Dependency exists over time because there has not been an intentional plan in place to foster individuation towards independence. This minimally includes basic needs (food, shelter, clothing), and has expanded to real social isolation from the world. That’s how end we end up with 32 year olds who mak act developmentally like a 19 year old. Parents often ask me “how did we get to this place?” If you are asking that with a 20-year-old in the house, you’re in a better place than if you’re child has managed to make it to 30, or worse, 40. Let’s not be the frog in boiling water.
Some cultures don’t see anything wrong with multiple generations living under one roof. I personally am in support of it if each family member is independently contributing to the entire household. That include financially contributing, cooking and cleaning, doing their own laundry, making sure that they are taking care of themselves (i.e. hygiene) and not impacting others because of this, leaving the house to go to work and/or to work out. When someone is isolating in the house, blaming others for their problems, or and the family or parents feel trapped in keeping their adult child alive – this is time to course correct.
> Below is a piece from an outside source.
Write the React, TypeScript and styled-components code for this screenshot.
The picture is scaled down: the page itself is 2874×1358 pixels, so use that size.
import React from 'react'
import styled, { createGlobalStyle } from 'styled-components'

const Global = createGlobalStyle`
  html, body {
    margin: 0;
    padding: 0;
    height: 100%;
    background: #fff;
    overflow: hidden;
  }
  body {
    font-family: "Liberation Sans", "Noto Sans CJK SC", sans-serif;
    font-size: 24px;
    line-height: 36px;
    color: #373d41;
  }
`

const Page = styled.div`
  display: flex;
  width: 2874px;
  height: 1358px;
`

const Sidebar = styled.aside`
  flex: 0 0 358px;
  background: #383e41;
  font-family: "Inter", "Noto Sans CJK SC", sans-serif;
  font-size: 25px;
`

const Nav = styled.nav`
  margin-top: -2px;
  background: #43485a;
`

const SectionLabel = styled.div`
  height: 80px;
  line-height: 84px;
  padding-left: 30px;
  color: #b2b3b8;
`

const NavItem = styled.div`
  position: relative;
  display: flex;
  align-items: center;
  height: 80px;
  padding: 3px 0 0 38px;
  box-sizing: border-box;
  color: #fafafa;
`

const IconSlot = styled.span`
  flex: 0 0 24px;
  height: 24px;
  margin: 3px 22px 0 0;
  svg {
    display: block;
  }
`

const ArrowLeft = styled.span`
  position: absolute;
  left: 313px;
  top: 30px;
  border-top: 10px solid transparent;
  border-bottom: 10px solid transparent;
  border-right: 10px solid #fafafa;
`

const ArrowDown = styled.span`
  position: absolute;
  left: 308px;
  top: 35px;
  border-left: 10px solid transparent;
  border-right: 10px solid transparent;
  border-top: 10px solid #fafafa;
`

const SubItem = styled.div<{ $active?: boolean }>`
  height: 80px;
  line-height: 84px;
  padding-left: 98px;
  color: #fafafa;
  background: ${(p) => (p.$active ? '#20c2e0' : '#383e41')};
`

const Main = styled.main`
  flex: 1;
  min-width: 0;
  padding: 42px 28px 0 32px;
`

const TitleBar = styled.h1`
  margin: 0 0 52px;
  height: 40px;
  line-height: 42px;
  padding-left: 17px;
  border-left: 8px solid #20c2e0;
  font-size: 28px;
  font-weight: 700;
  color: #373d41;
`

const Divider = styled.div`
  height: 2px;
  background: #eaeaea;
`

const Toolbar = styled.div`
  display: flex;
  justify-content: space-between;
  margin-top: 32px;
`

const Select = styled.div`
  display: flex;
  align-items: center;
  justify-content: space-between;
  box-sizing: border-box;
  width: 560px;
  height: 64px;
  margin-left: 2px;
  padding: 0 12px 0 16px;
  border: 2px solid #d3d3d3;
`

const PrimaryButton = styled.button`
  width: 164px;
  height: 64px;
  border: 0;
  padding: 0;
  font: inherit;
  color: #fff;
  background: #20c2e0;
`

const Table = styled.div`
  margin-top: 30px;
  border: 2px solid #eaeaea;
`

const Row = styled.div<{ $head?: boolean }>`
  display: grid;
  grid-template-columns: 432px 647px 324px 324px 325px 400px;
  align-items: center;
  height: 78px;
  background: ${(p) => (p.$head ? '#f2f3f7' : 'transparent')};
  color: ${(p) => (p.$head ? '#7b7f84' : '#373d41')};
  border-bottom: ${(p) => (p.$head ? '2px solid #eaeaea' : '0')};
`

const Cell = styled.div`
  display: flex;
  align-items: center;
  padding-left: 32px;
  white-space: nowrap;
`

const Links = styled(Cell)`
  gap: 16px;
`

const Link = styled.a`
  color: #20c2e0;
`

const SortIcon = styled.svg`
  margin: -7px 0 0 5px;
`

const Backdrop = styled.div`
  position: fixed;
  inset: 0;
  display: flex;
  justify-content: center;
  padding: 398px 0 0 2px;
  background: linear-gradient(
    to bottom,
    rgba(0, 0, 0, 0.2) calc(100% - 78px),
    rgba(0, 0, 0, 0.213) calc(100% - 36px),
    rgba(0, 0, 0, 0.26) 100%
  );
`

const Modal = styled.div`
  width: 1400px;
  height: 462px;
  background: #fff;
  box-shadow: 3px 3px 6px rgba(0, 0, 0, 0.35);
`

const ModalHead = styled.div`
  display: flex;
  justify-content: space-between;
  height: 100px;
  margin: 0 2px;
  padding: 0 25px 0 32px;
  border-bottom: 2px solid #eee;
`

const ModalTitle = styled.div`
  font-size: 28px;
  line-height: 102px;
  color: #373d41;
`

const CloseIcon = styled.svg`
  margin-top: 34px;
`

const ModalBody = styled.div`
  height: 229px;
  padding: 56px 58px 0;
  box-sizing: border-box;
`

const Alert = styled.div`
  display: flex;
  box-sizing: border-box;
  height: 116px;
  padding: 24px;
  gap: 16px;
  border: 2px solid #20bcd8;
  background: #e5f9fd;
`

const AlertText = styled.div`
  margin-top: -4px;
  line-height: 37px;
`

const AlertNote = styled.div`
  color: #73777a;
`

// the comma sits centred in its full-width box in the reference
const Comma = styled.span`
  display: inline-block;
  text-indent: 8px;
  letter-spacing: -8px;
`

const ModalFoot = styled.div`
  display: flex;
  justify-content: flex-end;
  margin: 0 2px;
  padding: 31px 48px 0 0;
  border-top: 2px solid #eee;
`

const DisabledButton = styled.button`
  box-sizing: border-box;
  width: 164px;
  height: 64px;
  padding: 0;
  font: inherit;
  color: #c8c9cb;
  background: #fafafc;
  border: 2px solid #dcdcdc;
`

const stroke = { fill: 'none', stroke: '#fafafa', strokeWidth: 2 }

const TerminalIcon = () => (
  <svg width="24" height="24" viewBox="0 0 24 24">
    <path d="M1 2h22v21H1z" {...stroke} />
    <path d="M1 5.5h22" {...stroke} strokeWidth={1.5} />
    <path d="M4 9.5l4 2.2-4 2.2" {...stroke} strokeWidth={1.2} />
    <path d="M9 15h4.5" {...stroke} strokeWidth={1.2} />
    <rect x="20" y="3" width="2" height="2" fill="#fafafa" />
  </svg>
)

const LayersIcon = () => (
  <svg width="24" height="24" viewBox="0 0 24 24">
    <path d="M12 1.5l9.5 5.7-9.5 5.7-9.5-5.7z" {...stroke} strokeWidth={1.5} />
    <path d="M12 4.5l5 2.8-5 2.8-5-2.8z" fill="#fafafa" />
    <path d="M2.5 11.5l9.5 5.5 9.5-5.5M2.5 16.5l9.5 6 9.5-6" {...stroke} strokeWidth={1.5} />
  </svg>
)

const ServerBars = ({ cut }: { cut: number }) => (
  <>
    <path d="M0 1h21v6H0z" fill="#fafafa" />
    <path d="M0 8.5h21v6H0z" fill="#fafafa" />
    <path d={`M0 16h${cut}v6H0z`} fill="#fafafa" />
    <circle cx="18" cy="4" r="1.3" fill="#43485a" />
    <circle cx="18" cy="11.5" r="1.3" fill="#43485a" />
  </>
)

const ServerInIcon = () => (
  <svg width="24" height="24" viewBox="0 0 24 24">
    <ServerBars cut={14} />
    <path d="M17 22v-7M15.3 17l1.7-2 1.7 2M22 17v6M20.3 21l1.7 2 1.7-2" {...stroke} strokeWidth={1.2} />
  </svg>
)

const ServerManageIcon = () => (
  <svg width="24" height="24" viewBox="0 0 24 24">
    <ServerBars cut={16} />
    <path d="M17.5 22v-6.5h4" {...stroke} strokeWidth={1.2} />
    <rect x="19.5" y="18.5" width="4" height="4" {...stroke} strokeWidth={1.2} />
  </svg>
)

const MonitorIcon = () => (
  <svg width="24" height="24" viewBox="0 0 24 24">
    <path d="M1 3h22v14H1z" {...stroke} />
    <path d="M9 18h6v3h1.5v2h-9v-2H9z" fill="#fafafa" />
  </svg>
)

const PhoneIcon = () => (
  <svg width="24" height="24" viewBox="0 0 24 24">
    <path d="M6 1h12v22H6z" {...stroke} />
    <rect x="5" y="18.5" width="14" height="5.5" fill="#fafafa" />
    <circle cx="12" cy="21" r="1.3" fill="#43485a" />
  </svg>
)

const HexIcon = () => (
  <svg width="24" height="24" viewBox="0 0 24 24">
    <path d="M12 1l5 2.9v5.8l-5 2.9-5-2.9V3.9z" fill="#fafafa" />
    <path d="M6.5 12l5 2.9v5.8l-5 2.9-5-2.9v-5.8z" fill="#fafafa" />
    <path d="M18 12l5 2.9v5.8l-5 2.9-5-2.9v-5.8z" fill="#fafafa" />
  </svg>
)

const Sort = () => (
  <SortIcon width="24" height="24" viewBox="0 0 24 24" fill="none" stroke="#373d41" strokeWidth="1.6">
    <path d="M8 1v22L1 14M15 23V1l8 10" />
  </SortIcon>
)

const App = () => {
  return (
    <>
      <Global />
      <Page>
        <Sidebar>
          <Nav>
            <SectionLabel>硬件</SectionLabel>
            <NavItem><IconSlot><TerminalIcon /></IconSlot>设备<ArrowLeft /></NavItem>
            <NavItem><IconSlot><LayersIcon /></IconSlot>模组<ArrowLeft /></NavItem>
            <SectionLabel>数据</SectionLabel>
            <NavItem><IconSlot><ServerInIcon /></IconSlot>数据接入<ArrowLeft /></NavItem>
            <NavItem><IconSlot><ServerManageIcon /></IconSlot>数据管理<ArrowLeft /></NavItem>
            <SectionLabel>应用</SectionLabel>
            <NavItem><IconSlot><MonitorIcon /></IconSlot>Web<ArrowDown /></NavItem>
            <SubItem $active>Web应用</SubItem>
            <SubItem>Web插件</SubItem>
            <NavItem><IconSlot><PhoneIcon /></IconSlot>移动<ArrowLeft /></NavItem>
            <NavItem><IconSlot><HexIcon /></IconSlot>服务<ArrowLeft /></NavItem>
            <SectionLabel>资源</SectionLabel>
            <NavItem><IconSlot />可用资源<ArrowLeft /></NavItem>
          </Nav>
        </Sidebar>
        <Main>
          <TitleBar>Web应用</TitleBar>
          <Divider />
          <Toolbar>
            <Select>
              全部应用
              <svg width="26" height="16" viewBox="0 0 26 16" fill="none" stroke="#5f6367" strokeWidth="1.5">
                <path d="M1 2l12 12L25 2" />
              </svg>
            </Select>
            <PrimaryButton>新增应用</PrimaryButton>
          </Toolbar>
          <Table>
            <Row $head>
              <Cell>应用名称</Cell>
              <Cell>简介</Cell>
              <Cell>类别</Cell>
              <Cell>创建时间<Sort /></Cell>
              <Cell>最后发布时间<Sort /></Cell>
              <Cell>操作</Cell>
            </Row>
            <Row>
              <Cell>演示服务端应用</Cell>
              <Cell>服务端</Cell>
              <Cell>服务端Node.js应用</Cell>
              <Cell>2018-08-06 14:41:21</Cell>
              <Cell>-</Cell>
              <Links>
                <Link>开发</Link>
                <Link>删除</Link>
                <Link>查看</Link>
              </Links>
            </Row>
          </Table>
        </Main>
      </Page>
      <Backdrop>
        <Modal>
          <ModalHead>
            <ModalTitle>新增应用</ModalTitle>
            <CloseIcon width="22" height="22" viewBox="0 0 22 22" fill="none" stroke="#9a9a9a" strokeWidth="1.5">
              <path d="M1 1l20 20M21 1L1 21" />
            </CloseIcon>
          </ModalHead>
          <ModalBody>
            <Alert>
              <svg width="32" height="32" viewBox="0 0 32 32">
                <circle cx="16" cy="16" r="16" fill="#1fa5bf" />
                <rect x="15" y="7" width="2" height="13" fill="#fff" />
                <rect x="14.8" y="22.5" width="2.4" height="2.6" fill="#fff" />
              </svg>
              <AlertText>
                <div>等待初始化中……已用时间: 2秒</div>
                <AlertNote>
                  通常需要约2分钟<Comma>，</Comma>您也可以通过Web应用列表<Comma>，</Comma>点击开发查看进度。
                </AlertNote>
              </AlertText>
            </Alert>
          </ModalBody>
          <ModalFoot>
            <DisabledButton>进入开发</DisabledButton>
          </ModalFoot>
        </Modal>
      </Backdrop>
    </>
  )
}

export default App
First, the parents will want to hire a parent coach to learn how to create a plan to phase out of the codependency, and phase into the individuation process. It might be uncomfortable at first, but at the end of the day no one wants to be completely dependent on someone. And as a parent, ideally, you’ll want to retire from parenting at a certain point. You want to transition from being a parent to being a partner in your young adult’s life. There is a serious fear of growing up and being self-sufficient. In a world that can be really overwhelming because of the immediate access to the world from social media, there’s more of a reason to help get your young adult to launch out of the home.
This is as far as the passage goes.